** Start Material provided **
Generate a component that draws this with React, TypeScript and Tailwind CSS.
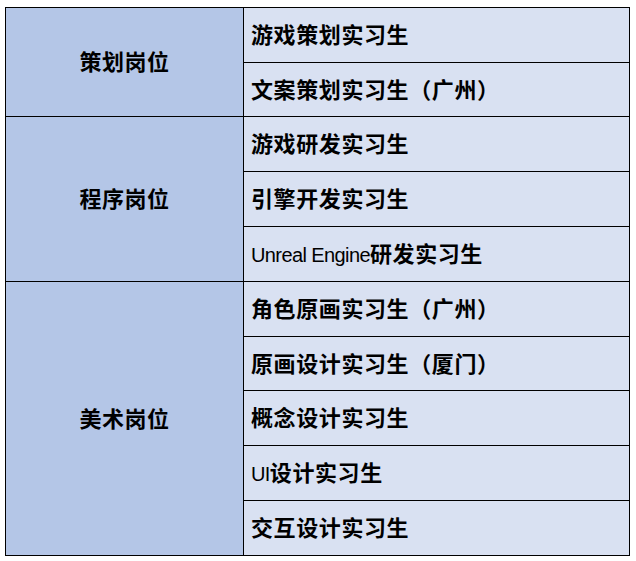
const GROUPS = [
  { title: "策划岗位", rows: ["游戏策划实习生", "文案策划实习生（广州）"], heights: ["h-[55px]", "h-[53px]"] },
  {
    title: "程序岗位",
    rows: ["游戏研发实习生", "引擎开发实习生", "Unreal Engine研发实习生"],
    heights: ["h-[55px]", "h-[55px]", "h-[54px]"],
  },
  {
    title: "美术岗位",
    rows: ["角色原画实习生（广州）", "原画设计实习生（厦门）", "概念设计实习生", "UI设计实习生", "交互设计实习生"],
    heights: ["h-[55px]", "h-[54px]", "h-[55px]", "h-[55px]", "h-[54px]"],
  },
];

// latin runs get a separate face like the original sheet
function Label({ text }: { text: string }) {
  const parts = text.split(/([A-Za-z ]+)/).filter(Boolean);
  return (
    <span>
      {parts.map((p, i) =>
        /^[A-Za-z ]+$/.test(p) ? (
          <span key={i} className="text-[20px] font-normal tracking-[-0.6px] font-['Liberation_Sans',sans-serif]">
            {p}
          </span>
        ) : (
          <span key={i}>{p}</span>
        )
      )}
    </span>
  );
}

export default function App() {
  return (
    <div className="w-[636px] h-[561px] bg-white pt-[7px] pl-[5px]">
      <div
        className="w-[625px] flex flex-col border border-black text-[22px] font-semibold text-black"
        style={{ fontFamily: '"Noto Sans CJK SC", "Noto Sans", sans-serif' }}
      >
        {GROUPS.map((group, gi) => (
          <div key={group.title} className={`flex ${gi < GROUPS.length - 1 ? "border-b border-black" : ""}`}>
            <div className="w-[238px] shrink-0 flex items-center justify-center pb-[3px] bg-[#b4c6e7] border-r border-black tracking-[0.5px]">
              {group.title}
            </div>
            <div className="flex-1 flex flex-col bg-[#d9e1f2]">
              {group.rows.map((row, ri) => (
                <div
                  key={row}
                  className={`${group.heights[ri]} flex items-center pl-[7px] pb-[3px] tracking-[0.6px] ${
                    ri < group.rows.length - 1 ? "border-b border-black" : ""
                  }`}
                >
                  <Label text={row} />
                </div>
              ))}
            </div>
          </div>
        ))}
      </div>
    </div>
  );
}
** End Material provided **
## Stated goal
Give the data again exactly as written, with all pictures left out.

## Result of the task
Generate a component that draws this with React, TypeScript and Tailwind CSS.
const GROUPS = [
  { title: "策划岗位", rows: ["游戏策划实习生", "文案策划实习生（广州）"], heights: ["h-[55px]", "h-[53px]"] },
  {
    title: "程序岗位",
    rows: ["游戏研发实习生", "引擎开发实习生", "Unreal Engine研发实习生"],
    heights: ["h-[55px]", "h-[55px]", "h-[54px]"],
  },
  {
    title: "美术岗位",
    rows: ["角色原画实习生（广州）", "原画设计实习生（厦门）", "概念设计实习生", "UI设计实习生", "交互设计实习生"],
    heights: ["h-[55px]", "h-[54px]", "h-[55px]", "h-[55px]", "h-[54px]"],
  },
];

// latin runs get a separate face like the original sheet
function Label({ text }: { text: string }) {
  const parts = text.split(/([A-Za-z ]+)/).filter(Boolean);
  return (
    <span>
      {parts.map((p, i) =>
        /^[A-Za-z ]+$/.test(p) ? (
          <span key={i} className="text-[20px] font-normal tracking-[-0.6px] font-['Liberation_Sans',sans-serif]">
            {p}
          </span>
        ) : (
          <span key={i}>{p}</span>
        )
      )}
    </span>
  );
}

export default function App() {
  return (
    <div className="w-[636px] h-[561px] bg-white pt-[7px] pl-[5px]">
      <div
        className="w-[625px] flex flex-col border border-black text-[22px] font-semibold text-black"
        style={{ fontFamily: '"Noto Sans CJK SC", "Noto Sans", sans-serif' }}
      >
        {GROUPS.map((group, gi) => (
          <div key={group.title} className={`flex ${gi < GROUPS.length - 1 ? "border-b border-black" : ""}`}>
            <div className="w-[238px] shrink-0 flex items-center justify-center pb-[3px] bg-[#b4c6e7] border-r border-black tracking-[0.5px]">
              {group.title}
            </div>
            <div className="flex-1 flex flex-col bg-[#d9e1f2]">
              {group.rows.map((row, ri) => (
                <div
                  key={row}
                  className={`${group.heights[ri]} flex items-center pl-[7px] pb-[3px] tracking-[0.6px] ${
                    ri < group.rows.length - 1 ? "border-b border-black" : ""
                  }`}
                >
                  <Label text={row} />
                </div>
              ))}
            </div>
          </div>
        ))}
      </div>
    </div>
  );
}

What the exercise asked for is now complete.